Rabbi Meir Orlean
Zvi and Dovid decided to go adventure hiking in the mountains one day. Each brought a knapsack with various supplies.
“Let’s put all the food in your bag, and move everything else into mine,” suggested Zvi. “It will be easier to manage that way.”
Dovid took out his sweatshirt. “I have the same kind,” noted Zvi. “I’m putting mine top up, and yours top down.” The boys also had each brought a bag of marbles from their collection.
“I have loose bills in my pocket,” said David. “Can you keep them in your wallet?”
“Fine,” said Zvi, “in the knapsack.”
In the afternoon, the two sat down to eat on a flat ridge in the mountain. While they were eating, a large wild animal ran by and kicked Zvi’s knapsack!
It fell off the cliff edge and bumped and rolled its way down a precipice. It landed a few hundred feet below.
The boys finished eating, and carefully climbed down the mountain to retrieve the knapsack.
Finally, they got to it. They assessed the damage.
The bags of marbles had burst, and were all mixed together. About half of them had fallen out of a hole in the knapsack.
One of the sweatshirts had fallen into a ravine far below; the remaining one was turned sideways.
The wallet had some of the bills still in it, but some had blown away in the wind.
All in all, about half the contents were lost; half remained in the knapsack.

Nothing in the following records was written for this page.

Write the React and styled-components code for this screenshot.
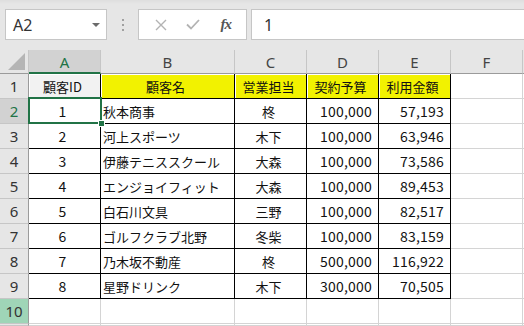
import React from "react"
import styled, { createGlobalStyle } from "styled-components"

const GlobalStyle = createGlobalStyle`
  html, body {
    margin: 0;
    padding: 0;
    background: #e6e6e6;
    overflow: hidden;
  }
  body {
    width: 524px;
    height: 326px;
  }
`

const GREEN = "#217346"
const GRID = "#d4d4d4"

const Window = styled.div`
  width: 524px;
  height: 326px;
  background: #e6e6e6;
  display: flex;
  flex-direction: column;
  overflow: hidden;
  font-family: "Noto Sans", "Open Sans", sans-serif;
`

const FormulaBar = styled.div`
  height: 50px;
  box-sizing: border-box;
  padding: 9px 0 10px 5px;
  display: flex;
  align-items: stretch;
  background: linear-gradient(#dedede 0px, #e6e6e6 4px);
`

const NameBox = styled.div`
  width: 102px;
  box-sizing: border-box;
  background: #fff;
  border: 1px solid #c6c6c6;
  display: flex;
  align-items: center;
  justify-content: space-between;
  padding: 0 6px 0 7px;
  font-size: 16px;
  color: #333;
`

const Caret = styled.span`
  width: 0;
  height: 0;
  border-left: 4px solid transparent;
  border-right: 4px solid transparent;
  border-top: 4px solid #6b6b6b;
  margin-top: 1px;
`

const Grip = styled.div`
  width: 31px;
  display: flex;
  flex-direction: column;
  align-items: center;
  justify-content: center;
  gap: 3px;

  span {
    width: 2px;
    height: 2px;
    background: #a0a0a0;
  }
`

const ButtonBox = styled.div`
  width: 109px;
  box-sizing: border-box;
  background: #fff;
  border: 1px solid #c6c6c6;
  display: flex;
  align-items: center;
  justify-content: space-around;
  padding: 0 4px 0 6px;
`

const IconBtn = styled.span`
  width: 28px;
  display: flex;
  align-items: center;
  justify-content: center;
`

const Fx = styled.span`
  font-family: "Liberation Serif", "DejaVu Serif", serif;
  font-style: italic;
  font-size: 15px;
  font-weight: bold;
  color: #555;
  letter-spacing: -1px;
`

const FormulaInput = styled.div`
  flex: 1;
  margin-left: 4px;
  background: #fff;
  border: 1px solid #c6c6c6;
  border-right: none;
  display: flex;
  align-items: center;
  padding-left: 12px;
  font-size: 16px;
  color: #333;
`

const Sheet = styled.div`
  position: relative;
  flex: 1;
  display: grid;
  grid-template-columns: 29px 72px 134px 72px 72px 72px 72px 1fr;
  grid-template-rows: 24px repeat(10, 25px) 1fr;
  background: #fff;
`

const Corner = styled.div`
  background: #e6e6e6;
  border-right: 1px solid #c6c6c6;
  border-bottom: 1px solid #9b9b9b;
  position: relative;

  &::after {
    content: "";
    position: absolute;
    right: 3px;
    bottom: 3px;
    width: 0;
    height: 0;
    border-left: 17px solid transparent;
    border-bottom: 17px solid #b5b5b5;
  }
`

const ColHead = styled.div`
  box-sizing: border-box;
  background: ${p => (p.$active ? "#d2d2d2" : "#e6e6e6")};
  border-right: 1px solid #c6c6c6;
  border-bottom: ${p => (p.$active ? `2px solid ${GREEN}` : "1px solid #9b9b9b")};
  display: flex;
  align-items: center;
  justify-content: center;
  padding-top: ${p => (p.$active ? "1px" : "0")};
  font-size: 15px;
  color: ${p => (p.$active ? GREEN : "#444")};
`

const RowHead = styled.div`
  box-sizing: border-box;
  background: ${p => (p.$active ? "#d2d2d2" : p.$hover ? "#9fd5b7" : "#e6e6e6")};
  border-right: 1px solid #9b9b9b;
  border-bottom: 1px solid #c6c6c6;
  display: flex;
  align-items: center;
  justify-content: center;
  font-size: 15px;
  color: ${p => (p.$active ? GREEN : "#333")};
`

const Cell = styled.div`
  box-sizing: border-box;
  border-right: 1px solid ${p => (p.$edgeR ? "#000" : GRID)};
  border-bottom: 1px solid ${p => (p.$edgeB ? "#000" : GRID)};
  background: ${p => p.$fill || "#fff"};
  box-shadow: ${p => (p.$fill ? "inset 1px 1px 0 #fff" : "none")};
  display: flex;
  align-items: center;
  justify-content: ${p =>
    p.$align === "center" ? "center" : p.$align === "right" ? "flex-end" : "flex-start"};
  padding: 0 6px 0 2px;
  font-family: "Noto Sans CJK JP", "Noto Sans", sans-serif;
  font-size: 13px;
  color: #111;
  white-space: nowrap;
  overflow: hidden;
`

const Num = styled.span`
  font-size: 14px;
  letter-spacing: 0.2px;
`

const Selection = styled.div`
  position: absolute;
  left: 28px;
  top: 47px;
  width: 74px;
  height: 27px;
  box-sizing: border-box;
  border: 2px solid ${GREEN};
  pointer-events: none;

  &::after {
    content: "";
    position: absolute;
    right: -5px;
    bottom: -5px;
    width: 5px;
    height: 5px;
    background: ${GREEN};
    border: 1px solid #fff;
  }
`

const columns = ["A", "B", "C", "D", "E", "F"]
const aligns = ["center", "left", "center", "right", "right", "left"]

const header = ["顧客ID", "顧客名", "営業担当", "契約予算", "利用金額"]

const rows = [
  ["1", "秋本商事", "柊", "100,000", "57,193"],
  ["2", "河上スポーツ", "木下", "100,000", "63,946"],
  ["3", "伊藤テニススクール", "大森", "100,000", "73,586"],
  ["4", "エンジョイフィット", "大森", "100,000", "89,453"],
  ["5", "白石川文具", "三野", "100,000", "82,517"],
  ["6", "ゴルフクラブ北野", "冬柴", "100,000", "83,159"],
  ["7", "乃木坂不動産", "柊", "500,000", "116,922"],
  ["8", "星野ドリンク", "木下", "300,000", "70,505"],
]

const CrossIcon = () => (
  <svg width="12" height="12" viewBox="0 0 12 12">
    <path d="M1 1 L11 11 M11 1 L1 11" stroke="#b3b3b3" strokeWidth="1.4" fill="none" />
  </svg>
)

const CheckIcon = () => (
  <svg width="14" height="11" viewBox="0 0 14 11">
    <path d="M1 5.5 L5 9.5 L13 1" stroke="#b3b3b3" strokeWidth="1.8" fill="none" />
  </svg>
)

const renderRow = (values, r) => {
  const isHeader = r === 1
  return columns.map((c, ci) => {
    const inTable = ci < 5
    const v = values ? values[ci] : ""
    const isNum = !isHeader && (ci === 0 || ci === 3 || ci === 4)
    let fill
    if (isHeader && ci === 0) fill = "#f2f2f2"
    if (isHeader && ci > 0 && ci < 5) fill = "#f2f200"
    return (
      <Cell
        key={c + r}
        $align={isHeader ? "center" : aligns[ci]}
        $edgeR={inTable && r <= 9}
        $edgeB={inTable && r <= 9}
        $fill={fill}
      >
        {inTable && v ? isNum ? <Num>{v}</Num> : v : null}
      </Cell>
    )
  })
}

const App = () => {
  const allRows = [header, ...rows, null]
  return (
    <>
      <GlobalStyle />
      <Window>
        <FormulaBar>
          <NameBox>
            A2
            <Caret />
          </NameBox>
          <Grip>
            <span />
            <span />
            <span />
          </Grip>
          <ButtonBox>
            <IconBtn>
              <CrossIcon />
            </IconBtn>
            <IconBtn>
              <CheckIcon />
            </IconBtn>
            <IconBtn>
              <Fx>fx</Fx>
            </IconBtn>
          </ButtonBox>
          <FormulaInput>1</FormulaInput>
        </FormulaBar>

        <Sheet>
          <Corner />
          {columns.map(c => (
            <ColHead key={c} $active={c === "A"}>
              {c}
            </ColHead>
          ))}
          <ColHead />

          {allRows.map((values, i) => {
            const r = i + 1
            return (
              <React.Fragment key={r}>
                <RowHead $active={r === 2} $hover={r === 10}>
                  {r}
                </RowHead>
                {renderRow(values, r)}
                <Cell />
              </React.Fragment>
            )
          })}

          <RowHead />
          {columns.map(c => (
            <Cell key={"x" + c} />
          ))}
          <Cell />

          <Selection />
        </Sheet>
      </Window>
    </>
  )
}

export default App
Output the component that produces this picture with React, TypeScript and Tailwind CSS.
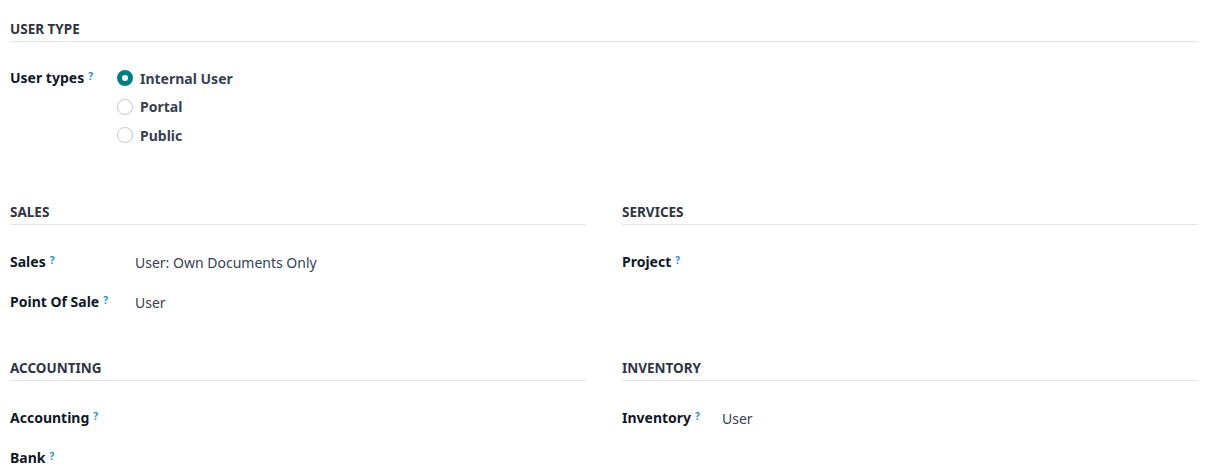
import React from "react";

const Help = () => (
  <sup className="ml-1 text-[10px] font-bold text-[#1f8fc7] relative -top-[3px]">?</sup>
);

const Section = ({ title, children }: { title: string; children?: React.ReactNode }) => (
  <div className="flex flex-col">
    <div className="text-[13.5px] font-bold text-[#2f3542] uppercase leading-[20px] pt-[19px] pb-[2px] border-b border-[#e2e4e8]">
      {title}
    </div>
    <div className="pt-[20px]">{children}</div>
  </div>
);

const Row = ({
  label,
  value,
  labelWidth,
}: {
  label: string;
  value?: string;
  labelWidth: string;
}) => (
  <div className="flex items-start h-[40px] pt-[6px]">
    <div className={`${labelWidth} shrink-0 font-bold text-[#111827] leading-[22px]`}>
      {label}
      <Help />
    </div>
    {value && <div className="text-[#374151] leading-[22px] pt-[1px]">{value}</div>}
  </div>
);

const Radio = ({ label, checked }: { label: string; checked?: boolean }) => (
  <label className="flex items-center gap-[7px] h-[28.5px]">
    {checked ? (
      <span className="w-4 h-4 rounded-full border-[5px] border-[#017e84] bg-white" />
    ) : (
      <span className="w-4 h-4 rounded-full border border-[#c6c9cf] bg-white" />
    )}
    <span className="font-bold text-[#374151]">{label}</span>
  </label>
);

export default function App() {
  return (
    <div
      className="w-[1215px] h-[475px] bg-white overflow-hidden px-[10px] text-[14px]"
      style={{ fontFamily: '"Noto Sans", "Open Sans", sans-serif' }}
    >
      <div className="w-[1188px]">
        <Section title="User Type">
          <div className="flex items-start pt-[2px]">
            <div className="w-[107px] shrink-0 font-bold text-[#111827] leading-[22px] pt-[3px]">
              User types
              <Help />
            </div>
            <div className="flex flex-col">
              <Radio label="Internal User" checked />
              <Radio label="Portal" />
              <Radio label="Public" />
            </div>
          </div>
        </Section>

        <div className="grid grid-cols-2 gap-x-[36px] pt-[33px]">
          <Section title="Sales">
            <Row label="Sales" value="User: Own Documents Only" labelWidth="w-[125px]" />
            <Row label="Point Of Sale" value="User" labelWidth="w-[125px]" />
          </Section>
          <Section title="Services">
            <Row label="Project" labelWidth="w-[100px]" />
          </Section>
          <div className="mt-[14px]">
            <Section title="Accounting">
              <Row label="Accounting" labelWidth="w-[125px]" />
              <Row label="Bank" labelWidth="w-[125px]" />
            </Section>
          </div>
          <div className="mt-[14px]">
            <Section title="Inventory">
              <Row label="Inventory" value="User" labelWidth="w-[100px]" />
            </Section>
          </div>
        </div>
      </div>
    </div>
  );
}
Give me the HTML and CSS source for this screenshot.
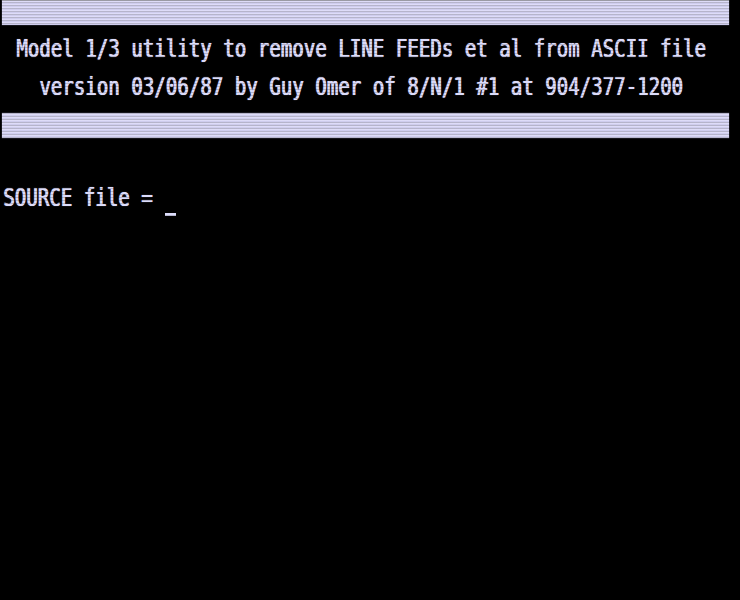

“How do we divide the remaining contents?” asked Zvi.
“We had about the same amount,” said Dovid. “We should share the loss evenly.”
“But it’s in my knapsack,” replied Zvi, “so I’ve got the upper hand.”
When they returned home, they decided to ask Rabbi Dayan. “I had money, a sweatshirt, and marbles of Dovid’s together with mine in my knapsack,” said Zvi. “It tore and about half fell out. How do we divide what’s left?”
“The Gemara (Bechoros 18b) states that if a person put his animal in another’s barn and one animal died,” replied Rabbi Dayan, “if the animal cannot be identified, the barn owner can claim that the other’s animal died, because of hamotzi meichaveiro alav hare’ayah (the burden of the proof is on the plaintiff)” (Y.D. 317:2).
“Nonetheless, Terumas Hadeshen (#314) writes that if two people mixed their money and some of it was lost,” continued Rabbi Dayan, “the loss is divided proportional to their respective amounts” (C.M. 292:10).
“Why is that?” asked Dovid. “What’s the difference?”
“Terumas Hadeshen explains that money is all the same,” answered Rabbi Dayan. “A person who entrusts money to another does not expect to get his particular bills or coins back. Thus, the two are like partners in the shared sum, so that the loss is proportional.
“However, people are particular about their animals, so that even when mixed in the barn, each belongs to its rightful original owner,” continued Rabbi Dayan. “Thus, when the dead animal cannot be identified, we apply the rule of hamotzi meichaveiro.
“Similar to money, if someone mixed another’s produce with his and some spoiled, the loss is shared proportionally,” added Rabbi Dayan. “Regarding produce, there is additional logic that the nature of fruit is to spoil proportionally” (Pischei Choshen, Pikadon 8:22).
“Nesivos (292:16) and Machaneh Ephraim (Hilchos Shomrim #26) further note that maaser sheini coins and regular ones that got mixed are assumed to be proportional,” added Rabbi Dayan. “Although they are separate monies, since coins are small and easily mixed, we do not apply hamotzi meichaveiro, but instead divide proportionally, unless only a single coin is lost.”
“How does all this apply here?” asked Zvi.
“Regarding the sweatshirt, hamotzi meichaveiro alav hare’ayah, and Zvi can claim that Dovid’s sweatshirt was lost,” concluded Rabbi Dayan. “Regarding the money, which is considered shared, and the marbles, which are small and mixed, the loss is divided proportionally.”